▸ WORK INSTRUCTIONS:
Reproduce the data exactly.

▸ DATA SEGMENT:
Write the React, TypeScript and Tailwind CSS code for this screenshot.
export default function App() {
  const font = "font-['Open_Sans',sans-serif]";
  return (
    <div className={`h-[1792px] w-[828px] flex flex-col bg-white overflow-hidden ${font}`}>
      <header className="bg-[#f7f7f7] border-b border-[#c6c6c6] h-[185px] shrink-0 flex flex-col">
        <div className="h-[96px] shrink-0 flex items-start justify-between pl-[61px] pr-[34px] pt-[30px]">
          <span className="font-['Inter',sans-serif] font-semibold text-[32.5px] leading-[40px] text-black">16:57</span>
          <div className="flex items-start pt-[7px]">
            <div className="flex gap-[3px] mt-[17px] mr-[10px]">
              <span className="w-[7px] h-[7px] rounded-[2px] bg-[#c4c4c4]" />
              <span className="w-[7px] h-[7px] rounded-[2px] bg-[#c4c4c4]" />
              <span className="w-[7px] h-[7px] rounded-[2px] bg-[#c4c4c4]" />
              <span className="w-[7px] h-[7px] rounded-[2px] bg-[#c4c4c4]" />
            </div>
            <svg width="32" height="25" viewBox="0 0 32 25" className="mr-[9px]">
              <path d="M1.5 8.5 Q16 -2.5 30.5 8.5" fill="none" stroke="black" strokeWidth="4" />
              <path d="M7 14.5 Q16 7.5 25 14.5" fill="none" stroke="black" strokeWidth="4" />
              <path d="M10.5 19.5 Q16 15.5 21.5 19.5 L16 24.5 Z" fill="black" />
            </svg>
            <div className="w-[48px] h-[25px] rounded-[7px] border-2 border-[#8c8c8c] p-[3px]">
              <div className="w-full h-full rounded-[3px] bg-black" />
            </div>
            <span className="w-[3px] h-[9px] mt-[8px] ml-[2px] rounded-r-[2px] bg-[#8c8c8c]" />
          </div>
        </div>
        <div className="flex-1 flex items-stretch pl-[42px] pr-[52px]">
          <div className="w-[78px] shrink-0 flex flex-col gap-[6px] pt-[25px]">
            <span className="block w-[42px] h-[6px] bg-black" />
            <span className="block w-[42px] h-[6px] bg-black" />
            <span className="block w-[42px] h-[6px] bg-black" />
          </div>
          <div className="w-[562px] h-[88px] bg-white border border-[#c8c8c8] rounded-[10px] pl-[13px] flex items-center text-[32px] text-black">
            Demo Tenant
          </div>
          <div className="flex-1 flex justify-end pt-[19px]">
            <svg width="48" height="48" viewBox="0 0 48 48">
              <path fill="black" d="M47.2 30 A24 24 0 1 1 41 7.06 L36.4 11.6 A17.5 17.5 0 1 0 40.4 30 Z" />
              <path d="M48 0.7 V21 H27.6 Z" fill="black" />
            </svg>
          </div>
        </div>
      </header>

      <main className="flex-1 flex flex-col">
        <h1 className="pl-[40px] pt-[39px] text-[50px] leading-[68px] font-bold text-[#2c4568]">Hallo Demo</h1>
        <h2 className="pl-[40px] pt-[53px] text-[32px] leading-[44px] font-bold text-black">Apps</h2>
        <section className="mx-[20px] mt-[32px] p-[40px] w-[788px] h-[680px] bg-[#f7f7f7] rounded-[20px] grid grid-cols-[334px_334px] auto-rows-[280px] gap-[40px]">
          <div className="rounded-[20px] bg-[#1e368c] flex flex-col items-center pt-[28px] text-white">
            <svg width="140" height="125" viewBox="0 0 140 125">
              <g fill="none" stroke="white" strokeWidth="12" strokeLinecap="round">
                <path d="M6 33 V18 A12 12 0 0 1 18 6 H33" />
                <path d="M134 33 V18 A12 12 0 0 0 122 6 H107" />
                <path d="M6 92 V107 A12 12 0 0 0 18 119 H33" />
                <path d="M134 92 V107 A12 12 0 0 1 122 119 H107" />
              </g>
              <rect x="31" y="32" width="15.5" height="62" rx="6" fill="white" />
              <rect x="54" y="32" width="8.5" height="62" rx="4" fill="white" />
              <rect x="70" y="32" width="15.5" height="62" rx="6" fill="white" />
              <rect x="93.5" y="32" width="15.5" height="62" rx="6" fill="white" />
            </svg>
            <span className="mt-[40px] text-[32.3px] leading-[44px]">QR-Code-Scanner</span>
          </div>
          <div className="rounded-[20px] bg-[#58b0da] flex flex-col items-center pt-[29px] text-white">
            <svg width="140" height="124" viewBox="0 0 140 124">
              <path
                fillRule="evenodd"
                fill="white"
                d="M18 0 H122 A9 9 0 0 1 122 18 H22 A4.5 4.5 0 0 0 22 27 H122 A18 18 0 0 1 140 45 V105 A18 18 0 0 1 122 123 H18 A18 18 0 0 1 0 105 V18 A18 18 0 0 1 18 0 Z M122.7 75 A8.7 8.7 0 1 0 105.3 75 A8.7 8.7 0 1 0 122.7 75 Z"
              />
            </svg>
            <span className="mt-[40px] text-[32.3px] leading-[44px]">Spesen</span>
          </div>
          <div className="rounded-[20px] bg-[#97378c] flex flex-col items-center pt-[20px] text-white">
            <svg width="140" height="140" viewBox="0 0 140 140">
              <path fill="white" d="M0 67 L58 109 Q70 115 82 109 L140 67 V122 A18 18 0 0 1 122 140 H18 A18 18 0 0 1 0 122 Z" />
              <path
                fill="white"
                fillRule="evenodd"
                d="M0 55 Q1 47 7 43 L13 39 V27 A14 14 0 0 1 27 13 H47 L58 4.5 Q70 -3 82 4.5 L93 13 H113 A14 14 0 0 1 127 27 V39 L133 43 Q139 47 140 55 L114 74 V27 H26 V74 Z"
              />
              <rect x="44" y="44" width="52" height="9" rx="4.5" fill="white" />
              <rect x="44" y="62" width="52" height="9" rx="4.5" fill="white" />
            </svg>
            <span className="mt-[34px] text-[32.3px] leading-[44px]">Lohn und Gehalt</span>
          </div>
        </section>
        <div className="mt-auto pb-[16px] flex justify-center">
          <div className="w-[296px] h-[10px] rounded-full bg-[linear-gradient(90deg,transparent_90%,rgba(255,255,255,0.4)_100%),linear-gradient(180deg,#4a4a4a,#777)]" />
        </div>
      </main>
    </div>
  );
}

▸ TASK SOLUTION:
Write the React, TypeScript and Tailwind CSS code for this screenshot.
export default function App() {
  const font = "font-['Open_Sans',sans-serif]";
  return (
    <div className={`h-[1792px] w-[828px] flex flex-col bg-white overflow-hidden ${font}`}>
      <header className="bg-[#f7f7f7] border-b border-[#c6c6c6] h-[185px] shrink-0 flex flex-col">
        <div className="h-[96px] shrink-0 flex items-start justify-between pl-[61px] pr-[34px] pt-[30px]">
          <span className="font-['Inter',sans-serif] font-semibold text-[32.5px] leading-[40px] text-black">16:57</span>
          <div className="flex items-start pt-[7px]">
            <div className="flex gap-[3px] mt-[17px] mr-[10px]">
              <span className="w-[7px] h-[7px] rounded-[2px] bg-[#c4c4c4]" />
              <span className="w-[7px] h-[7px] rounded-[2px] bg-[#c4c4c4]" />
              <span className="w-[7px] h-[7px] rounded-[2px] bg-[#c4c4c4]" />
              <span className="w-[7px] h-[7px] rounded-[2px] bg-[#c4c4c4]" />
            </div>
            <svg width="32" height="25" viewBox="0 0 32 25" className="mr-[9px]">
              <path d="M1.5 8.5 Q16 -2.5 30.5 8.5" fill="none" stroke="black" strokeWidth="4" />
              <path d="M7 14.5 Q16 7.5 25 14.5" fill="none" stroke="black" strokeWidth="4" />
              <path d="M10.5 19.5 Q16 15.5 21.5 19.5 L16 24.5 Z" fill="black" />
            </svg>
            <div className="w-[48px] h-[25px] rounded-[7px] border-2 border-[#8c8c8c] p-[3px]">
              <div className="w-full h-full rounded-[3px] bg-black" />
            </div>
            <span className="w-[3px] h-[9px] mt-[8px] ml-[2px] rounded-r-[2px] bg-[#8c8c8c]" />
          </div>
        </div>
        <div className="flex-1 flex items-stretch pl-[42px] pr-[52px]">
          <div className="w-[78px] shrink-0 flex flex-col gap-[6px] pt-[25px]">
            <span className="block w-[42px] h-[6px] bg-black" />
            <span className="block w-[42px] h-[6px] bg-black" />
            <span className="block w-[42px] h-[6px] bg-black" />
          </div>
          <div className="w-[562px] h-[88px] bg-white border border-[#c8c8c8] rounded-[10px] pl-[13px] flex items-center text-[32px] text-black">
            Demo Tenant
          </div>
          <div className="flex-1 flex justify-end pt-[19px]">
            <svg width="48" height="48" viewBox="0 0 48 48">
              <path fill="black" d="M47.2 30 A24 24 0 1 1 41 7.06 L36.4 11.6 A17.5 17.5 0 1 0 40.4 30 Z" />
              <path d="M48 0.7 V21 H27.6 Z" fill="black" />
            </svg>
          </div>
        </div>
      </header>

      <main className="flex-1 flex flex-col">
        <h1 className="pl-[40px] pt-[39px] text-[50px] leading-[68px] font-bold text-[#2c4568]">Hallo Demo</h1>
        <h2 className="pl-[40px] pt-[53px] text-[32px] leading-[44px] font-bold text-black">Apps</h2>
        <section className="mx-[20px] mt-[32px] p-[40px] w-[788px] h-[680px] bg-[#f7f7f7] rounded-[20px] grid grid-cols-[334px_334px] auto-rows-[280px] gap-[40px]">
          <div className="rounded-[20px] bg-[#1e368c] flex flex-col items-center pt-[28px] text-white">
            <svg width="140" height="125" viewBox="0 0 140 125">
              <g fill="none" stroke="white" strokeWidth="12" strokeLinecap="round">
                <path d="M6 33 V18 A12 12 0 0 1 18 6 H33" />
                <path d="M134 33 V18 A12 12 0 0 0 122 6 H107" />
                <path d="M6 92 V107 A12 12 0 0 0 18 119 H33" />
                <path d="M134 92 V107 A12 12 0 0 1 122 119 H107" />
              </g>
              <rect x="31" y="32" width="15.5" height="62" rx="6" fill="white" />
              <rect x="54" y="32" width="8.5" height="62" rx="4" fill="white" />
              <rect x="70" y="32" width="15.5" height="62" rx="6" fill="white" />
              <rect x="93.5" y="32" width="15.5" height="62" rx="6" fill="white" />
            </svg>
            <span className="mt-[40px] text-[32.3px] leading-[44px]">QR-Code-Scanner</span>
          </div>
          <div className="rounded-[20px] bg-[#58b0da] flex flex-col items-center pt-[29px] text-white">
            <svg width="140" height="124" viewBox="0 0 140 124">
              <path
                fillRule="evenodd"
                fill="white"
                d="M18 0 H122 A9 9 0 0 1 122 18 H22 A4.5 4.5 0 0 0 22 27 H122 A18 18 0 0 1 140 45 V105 A18 18 0 0 1 122 123 H18 A18 18 0 0 1 0 105 V18 A18 18 0 0 1 18 0 Z M122.7 75 A8.7 8.7 0 1 0 105.3 75 A8.7 8.7 0 1 0 122.7 75 Z"
              />
            </svg>
            <span className="mt-[40px] text-[32.3px] leading-[44px]">Spesen</span>
          </div>
          <div className="rounded-[20px] bg-[#97378c] flex flex-col items-center pt-[20px] text-white">
            <svg width="140" height="140" viewBox="0 0 140 140">
              <path fill="white" d="M0 67 L58 109 Q70 115 82 109 L140 67 V122 A18 18 0 0 1 122 140 H18 A18 18 0 0 1 0 122 Z" />
              <path
                fill="white"
                fillRule="evenodd"
                d="M0 55 Q1 47 7 43 L13 39 V27 A14 14 0 0 1 27 13 H47 L58 4.5 Q70 -3 82 4.5 L93 13 H113 A14 14 0 0 1 127 27 V39 L133 43 Q139 47 140 55 L114 74 V27 H26 V74 Z"
              />
              <rect x="44" y="44" width="52" height="9" rx="4.5" fill="white" />
              <rect x="44" y="62" width="52" height="9" rx="4.5" fill="white" />
            </svg>
            <span className="mt-[34px] text-[32.3px] leading-[44px]">Lohn und Gehalt</span>
          </div>
        </section>
        <div className="mt-auto pb-[16px] flex justify-center">
          <div className="w-[296px] h-[10px] rounded-full bg-[linear-gradient(90deg,transparent_90%,rgba(255,255,255,0.4)_100%),linear-gradient(180deg,#4a4a4a,#777)]" />
        </div>
      </main>
    </div>
  );
}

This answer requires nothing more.